La Cour de cassation française accepte la stipulation pour autrui avec charge, considérant que le tiers, lorsqu’il se prévaut du contrat, en a nécessairement accepté les charges qui pèsent sur son action (v. G. Venandet, La stipulation pour autrui avec obligation acceptée par le tiers bénéficiaire, Semaine Juridique Notariale et Immobilière n° 2, 12 Janvier 1990, 100067). A cet égard, le cas des assurances groupe (le tiers bénéficiaire étant tenu, sans conteste, de payer la prime, alors même qu’il n’est pas lui même souscripteur) peut être transposé aux assurances souscrites dans le cadre des groupes de société. De même, l’article L121-1 du Code des assurances, sur les assurances de pour compte de tiers, ne prévoit-il pas expressément que  « les exceptions que l’assureur pourrait lui opposer sont également opposables au bénéficiaire du contrat, quel qu’il soit » ? C’est admettre qu’il n’est pas un tiers tout à fait comme les autres, puisque certaines clauses du contrat lui sont opposables.

Le raisonnement de la CJUE est donc non seulement contestable juridiquement, mais surtout très dommageable du point de vue assuranciel, car il remet gravement en cause la prévisibilité nécessaire à la négociation des clauses du contrat.
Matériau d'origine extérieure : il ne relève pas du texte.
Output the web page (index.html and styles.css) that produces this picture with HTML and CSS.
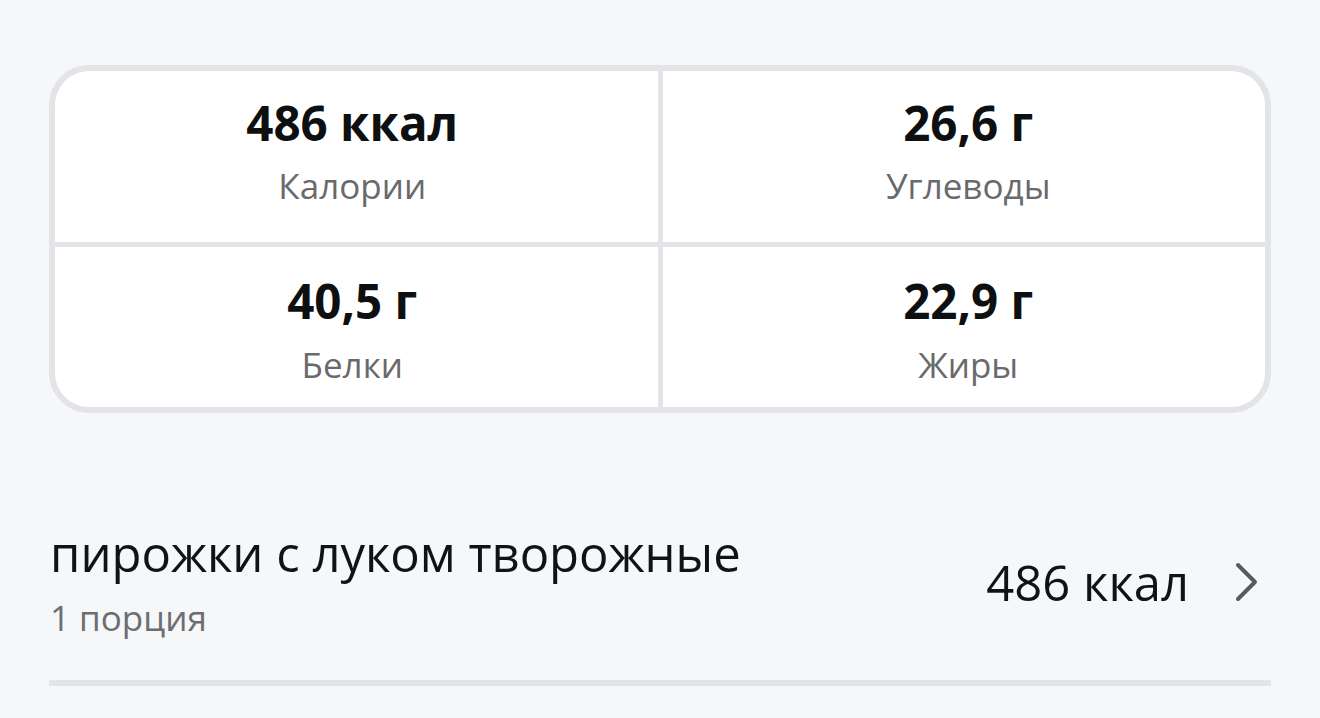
FILE: index.html
```html
<!DOCTYPE html>
<html lang="ru">
<head>
<meta charset="utf-8">
<link rel="stylesheet" href="styles.css">
</head>
<body>
<div class="page">
  <div class="card">
    <div class="cell cell-left">
      <div class="value">486 ккал</div>
      <div class="label">Калории</div>
    </div>
    <div class="cell cell-right">
      <div class="value">26,6 г</div>
      <div class="label">Углеводы</div>
    </div>
    <div class="cell cell-left cell-bottom">
      <div class="value">40,5 г</div>
      <div class="label">Белки</div>
    </div>
    <div class="cell cell-right cell-bottom">
      <div class="value">22,9 г</div>
      <div class="label">Жиры</div>
    </div>
  </div>

  <div class="item">
    <div class="item-text">
      <div class="item-title">пирожки с луком творожные</div>
      <div class="item-sub">1 порция</div>
    </div>
    <div class="item-kcal">486 ккал</div>
    <svg class="chevron" width="26" height="42" viewBox="0 0 26 42" aria-hidden="true">
      <path d="M4 4 L21 21 L4 38" fill="none" stroke="#575a5e" stroke-width="4" stroke-linecap="round" stroke-linejoin="round"/>
    </svg>
  </div>
  <div class="separator"></div>
</div>
</body>
</html>
```
FILE: styles.css
```css
html, body {
  margin: 0;
  padding: 0;
  background: #f6f7f9;
}
body {
  font-family: "Open Sans", "Noto Sans", sans-serif;
  color: #111214;
}
.page {
  padding: 65px 49px 0 49px;
}
.card {
  display: grid;
  grid-template-columns: 1fr 1fr;
  grid-template-rows: 171px 160px;
  gap: 5px;
  background: #e2e4e7;
  border: 6px solid #e2e4e7;
  border-radius: 40px;
  overflow: hidden;
}
.cell {
  background: #ffffff;
  text-align: center;
  padding-top: 22px;
}
.cell-left {
  padding-right: 8px;
}
.cell-right {
  padding-left: 9px;
}
.cell-bottom {
  padding-top: 24px;
}
.value {
  font-size: 47.5px;
  font-weight: 700;
  line-height: 60px;
  color: #0e0f11;
}
.label {
  font-size: 35px;
  line-height: 44px;
  margin-top: 11px;
  color: #696a6c;
}
.cell-bottom .label {
  margin-top: 12px;
}
.item {
  display: flex;
  align-items: center;
  margin-top: 111px;
  padding-left: 1px;
}
.item-text {
  flex: 1;
}
.item-title {
  font-size: 49px;
  font-weight: 500;
  line-height: 58px;
  color: #111214;
}
.item-sub {
  font-size: 35px;
  line-height: 44px;
  margin-top: 14px;
  color: #6c6e71;
}
.item-kcal {
  font-size: 49px;
  line-height: 60px;
  color: #111214;
}
.chevron {
  margin-left: 45px;
  margin-right: 11px;
}
.separator {
  height: 6px;
  background: #e2e4e7;
  margin-top: 40px;
}
```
En obligeant l’assureur à plaider ailleurs que ce qu’il a négocié avec le souscripteur, il augmente les coûts administratifs du contrat, et donc la prime. Il n’est pas certain que la CJUE ait pris en compte la spécificité et la complexité du contrat d’assurance couvrant les grands risques (sur cet arrêt v. aussi l’analyse dans l’Argus de l’Assurance).